Let’s try to an analysis that yields a simple answer.

alldat %>% group_by(Date,city) %>% summarise(median_pm=median(pm)) %>% ggplot(aes(city,median_pm))+geom_boxplot()
## Warning: Removed 37 rows containing non-finite values (stat_boxplot).

daily_pm <- alldat %>% group_by(Date,city) %>% summarise(median_pm=median(pm))
t.test(median_pm~city,daily_pm)
## 
##  Welch Two Sample t-test
## 
## data:  median_pm by city
## t = -8.251, df = 576.1, p-value = 1.073e-15
## alternative hypothesis: true difference in means is not equal to 0
## 95 percent confidence interval:
##  -2.369843 -1.458528
## sample estimates:
## mean in group Thunder Bay     mean in group Toronto 
##                  4.530259                  6.444444

Is a difference in PM2.5 of 1.91 meaningful?
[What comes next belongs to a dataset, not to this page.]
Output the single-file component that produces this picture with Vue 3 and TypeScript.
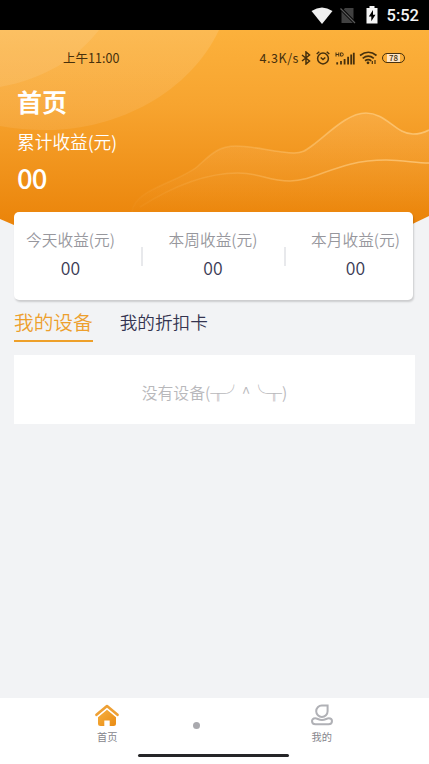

Limitations to the Easy Solution

Comparing boxplots and the t-test gives limited information. The current standard for 24-hour PM2.5 is below \(28 \mu \text g / m^3\). The spaghetti plots indicate that all days are below this level for both cities. Thunder Bay did not experience a day in 2016 with a 24-hour PM2.5 above \(15 \mu \text g / m^3\), but Toronto had two days above \(20 \mu \text g / m^3\), but below \(28 \mu \text g / m^3\).

Does the simple solution really indicate that Toronto has worse air pollution compared to Thunder Bay?